• _ENTRIES SHOWN_:

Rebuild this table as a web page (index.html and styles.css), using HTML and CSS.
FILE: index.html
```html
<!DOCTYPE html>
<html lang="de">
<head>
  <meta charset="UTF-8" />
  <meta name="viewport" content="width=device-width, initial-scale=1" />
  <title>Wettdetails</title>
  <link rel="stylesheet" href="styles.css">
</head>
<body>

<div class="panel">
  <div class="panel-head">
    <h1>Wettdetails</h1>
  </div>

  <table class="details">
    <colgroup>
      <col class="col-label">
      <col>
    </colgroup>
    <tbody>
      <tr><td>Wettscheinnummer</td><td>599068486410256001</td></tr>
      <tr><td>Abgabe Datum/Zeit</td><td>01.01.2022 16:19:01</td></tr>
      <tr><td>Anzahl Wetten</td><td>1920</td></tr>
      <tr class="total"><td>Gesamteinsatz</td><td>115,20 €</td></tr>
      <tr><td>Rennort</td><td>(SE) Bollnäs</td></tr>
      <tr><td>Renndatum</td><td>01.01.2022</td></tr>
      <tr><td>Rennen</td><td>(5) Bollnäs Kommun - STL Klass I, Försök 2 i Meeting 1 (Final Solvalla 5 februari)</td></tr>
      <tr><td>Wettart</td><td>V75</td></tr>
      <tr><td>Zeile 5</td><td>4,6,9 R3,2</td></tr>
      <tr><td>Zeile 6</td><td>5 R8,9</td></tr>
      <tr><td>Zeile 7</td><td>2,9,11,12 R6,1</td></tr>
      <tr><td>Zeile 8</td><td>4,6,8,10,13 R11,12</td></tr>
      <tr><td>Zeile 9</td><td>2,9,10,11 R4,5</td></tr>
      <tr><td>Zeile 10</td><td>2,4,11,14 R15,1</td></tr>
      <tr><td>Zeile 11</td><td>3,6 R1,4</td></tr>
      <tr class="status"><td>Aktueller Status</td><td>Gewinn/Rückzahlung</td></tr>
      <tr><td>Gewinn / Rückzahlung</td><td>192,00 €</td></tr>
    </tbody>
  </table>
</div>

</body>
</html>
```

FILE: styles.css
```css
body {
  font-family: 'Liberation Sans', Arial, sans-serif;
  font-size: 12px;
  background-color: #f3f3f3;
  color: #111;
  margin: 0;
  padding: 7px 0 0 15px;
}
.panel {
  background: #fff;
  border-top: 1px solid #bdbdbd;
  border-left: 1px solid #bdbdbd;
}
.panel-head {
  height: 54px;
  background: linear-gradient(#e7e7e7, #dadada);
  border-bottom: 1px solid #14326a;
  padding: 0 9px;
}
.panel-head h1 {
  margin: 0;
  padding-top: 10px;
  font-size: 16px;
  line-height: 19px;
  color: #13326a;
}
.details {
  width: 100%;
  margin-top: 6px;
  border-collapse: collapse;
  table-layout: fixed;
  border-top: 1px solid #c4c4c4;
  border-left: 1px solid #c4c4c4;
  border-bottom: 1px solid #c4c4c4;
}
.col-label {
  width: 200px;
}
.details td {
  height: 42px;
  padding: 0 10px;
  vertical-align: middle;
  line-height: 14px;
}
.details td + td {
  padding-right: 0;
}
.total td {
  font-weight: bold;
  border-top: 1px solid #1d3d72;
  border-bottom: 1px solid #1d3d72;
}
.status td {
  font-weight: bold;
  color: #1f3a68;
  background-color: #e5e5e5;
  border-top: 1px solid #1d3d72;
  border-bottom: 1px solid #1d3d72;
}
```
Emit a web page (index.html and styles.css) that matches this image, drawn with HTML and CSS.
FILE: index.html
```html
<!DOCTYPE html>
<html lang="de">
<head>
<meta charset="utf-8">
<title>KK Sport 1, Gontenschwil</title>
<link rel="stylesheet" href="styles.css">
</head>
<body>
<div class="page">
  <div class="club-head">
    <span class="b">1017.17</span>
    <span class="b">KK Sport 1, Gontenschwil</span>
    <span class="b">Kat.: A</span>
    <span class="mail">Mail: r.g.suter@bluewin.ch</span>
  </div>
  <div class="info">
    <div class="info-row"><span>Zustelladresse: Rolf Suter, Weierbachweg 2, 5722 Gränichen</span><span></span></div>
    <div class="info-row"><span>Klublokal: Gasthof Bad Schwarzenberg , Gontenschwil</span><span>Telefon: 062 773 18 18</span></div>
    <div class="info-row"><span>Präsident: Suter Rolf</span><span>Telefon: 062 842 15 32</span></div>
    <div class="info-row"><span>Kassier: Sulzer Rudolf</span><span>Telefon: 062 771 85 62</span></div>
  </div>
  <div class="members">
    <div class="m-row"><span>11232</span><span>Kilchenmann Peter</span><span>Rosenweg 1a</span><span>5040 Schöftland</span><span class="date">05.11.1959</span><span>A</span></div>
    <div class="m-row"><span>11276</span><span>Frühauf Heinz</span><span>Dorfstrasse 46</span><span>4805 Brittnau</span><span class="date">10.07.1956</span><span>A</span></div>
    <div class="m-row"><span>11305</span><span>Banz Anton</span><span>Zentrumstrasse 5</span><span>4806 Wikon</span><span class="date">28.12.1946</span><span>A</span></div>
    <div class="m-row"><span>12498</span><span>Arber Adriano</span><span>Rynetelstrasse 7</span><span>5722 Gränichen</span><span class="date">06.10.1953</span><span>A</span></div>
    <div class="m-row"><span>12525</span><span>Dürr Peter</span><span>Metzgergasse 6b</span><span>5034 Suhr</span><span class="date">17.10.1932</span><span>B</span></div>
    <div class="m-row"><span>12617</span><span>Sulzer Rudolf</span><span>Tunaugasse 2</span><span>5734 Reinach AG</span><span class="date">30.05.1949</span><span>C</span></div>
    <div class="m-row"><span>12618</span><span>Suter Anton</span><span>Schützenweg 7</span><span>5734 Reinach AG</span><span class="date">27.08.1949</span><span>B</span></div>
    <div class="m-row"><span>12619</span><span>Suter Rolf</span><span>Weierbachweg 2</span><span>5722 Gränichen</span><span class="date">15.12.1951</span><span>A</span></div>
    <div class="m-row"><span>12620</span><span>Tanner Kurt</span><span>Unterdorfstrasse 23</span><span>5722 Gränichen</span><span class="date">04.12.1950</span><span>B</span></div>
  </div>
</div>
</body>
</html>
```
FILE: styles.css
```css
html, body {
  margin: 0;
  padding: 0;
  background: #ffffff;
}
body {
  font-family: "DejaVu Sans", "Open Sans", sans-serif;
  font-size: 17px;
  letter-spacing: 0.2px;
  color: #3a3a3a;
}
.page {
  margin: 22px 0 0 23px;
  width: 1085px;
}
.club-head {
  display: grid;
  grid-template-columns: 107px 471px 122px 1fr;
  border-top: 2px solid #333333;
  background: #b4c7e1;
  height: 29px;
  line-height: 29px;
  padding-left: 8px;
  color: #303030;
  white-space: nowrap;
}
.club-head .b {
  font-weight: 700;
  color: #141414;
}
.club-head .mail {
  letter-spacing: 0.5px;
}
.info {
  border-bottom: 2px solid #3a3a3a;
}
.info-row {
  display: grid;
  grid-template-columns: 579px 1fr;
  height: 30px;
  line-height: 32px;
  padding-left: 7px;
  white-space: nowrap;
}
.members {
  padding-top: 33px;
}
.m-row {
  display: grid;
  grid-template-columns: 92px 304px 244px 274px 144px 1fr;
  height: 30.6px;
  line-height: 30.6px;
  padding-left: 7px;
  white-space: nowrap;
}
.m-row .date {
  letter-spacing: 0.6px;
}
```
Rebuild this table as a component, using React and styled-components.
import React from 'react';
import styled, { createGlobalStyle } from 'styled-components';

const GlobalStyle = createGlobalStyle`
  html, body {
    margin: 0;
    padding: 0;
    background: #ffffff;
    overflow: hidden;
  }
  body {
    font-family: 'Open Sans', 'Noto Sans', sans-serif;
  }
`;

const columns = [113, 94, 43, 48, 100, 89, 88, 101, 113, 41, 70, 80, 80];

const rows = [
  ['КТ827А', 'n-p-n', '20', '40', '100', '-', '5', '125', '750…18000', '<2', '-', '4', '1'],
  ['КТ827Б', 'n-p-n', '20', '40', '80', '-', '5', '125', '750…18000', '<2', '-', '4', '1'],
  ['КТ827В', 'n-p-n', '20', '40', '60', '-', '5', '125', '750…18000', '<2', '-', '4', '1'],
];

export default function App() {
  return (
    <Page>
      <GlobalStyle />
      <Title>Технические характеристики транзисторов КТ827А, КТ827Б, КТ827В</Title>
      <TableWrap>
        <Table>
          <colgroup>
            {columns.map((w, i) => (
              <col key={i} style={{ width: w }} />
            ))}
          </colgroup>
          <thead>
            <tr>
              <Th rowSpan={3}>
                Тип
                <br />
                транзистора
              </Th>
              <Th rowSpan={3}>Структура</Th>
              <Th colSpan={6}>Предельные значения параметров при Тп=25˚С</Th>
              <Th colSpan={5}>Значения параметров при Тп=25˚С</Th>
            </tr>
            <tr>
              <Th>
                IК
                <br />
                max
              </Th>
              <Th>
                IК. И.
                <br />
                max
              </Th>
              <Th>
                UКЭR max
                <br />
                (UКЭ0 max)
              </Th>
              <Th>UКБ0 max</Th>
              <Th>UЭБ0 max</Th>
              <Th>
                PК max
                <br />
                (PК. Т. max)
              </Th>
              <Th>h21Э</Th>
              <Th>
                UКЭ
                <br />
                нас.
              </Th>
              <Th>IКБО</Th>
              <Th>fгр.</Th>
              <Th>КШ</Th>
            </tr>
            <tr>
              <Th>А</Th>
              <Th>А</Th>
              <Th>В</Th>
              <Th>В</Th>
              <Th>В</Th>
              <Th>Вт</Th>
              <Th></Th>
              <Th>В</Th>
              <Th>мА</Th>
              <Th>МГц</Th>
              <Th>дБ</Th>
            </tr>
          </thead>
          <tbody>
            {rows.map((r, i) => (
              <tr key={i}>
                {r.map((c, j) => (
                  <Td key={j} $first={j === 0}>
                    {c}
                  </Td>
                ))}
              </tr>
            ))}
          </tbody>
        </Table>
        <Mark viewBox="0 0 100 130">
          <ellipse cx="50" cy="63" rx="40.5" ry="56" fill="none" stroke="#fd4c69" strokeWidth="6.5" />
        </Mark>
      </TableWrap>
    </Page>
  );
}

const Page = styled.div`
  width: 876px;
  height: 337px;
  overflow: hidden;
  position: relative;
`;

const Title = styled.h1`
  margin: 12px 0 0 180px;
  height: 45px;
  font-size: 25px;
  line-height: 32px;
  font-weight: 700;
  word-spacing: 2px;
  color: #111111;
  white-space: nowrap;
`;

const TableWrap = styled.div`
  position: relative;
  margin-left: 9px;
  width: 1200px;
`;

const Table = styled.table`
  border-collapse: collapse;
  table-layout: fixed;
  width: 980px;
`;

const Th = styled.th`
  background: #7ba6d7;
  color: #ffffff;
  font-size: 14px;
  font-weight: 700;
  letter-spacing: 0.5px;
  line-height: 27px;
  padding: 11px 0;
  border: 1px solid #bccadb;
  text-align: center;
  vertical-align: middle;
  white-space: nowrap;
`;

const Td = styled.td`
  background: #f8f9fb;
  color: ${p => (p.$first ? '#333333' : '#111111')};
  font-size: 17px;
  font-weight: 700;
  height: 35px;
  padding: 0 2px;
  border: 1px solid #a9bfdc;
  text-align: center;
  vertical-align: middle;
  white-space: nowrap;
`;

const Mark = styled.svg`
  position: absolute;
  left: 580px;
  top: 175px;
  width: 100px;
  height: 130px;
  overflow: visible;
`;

• _WHAT NEEDS TO BE DONE_: Find every line that has "React" in it, then return those lines.

• _CORRECT ANSWER_:
Rebuild this table as a component, using React and styled-components.
import React from 'react';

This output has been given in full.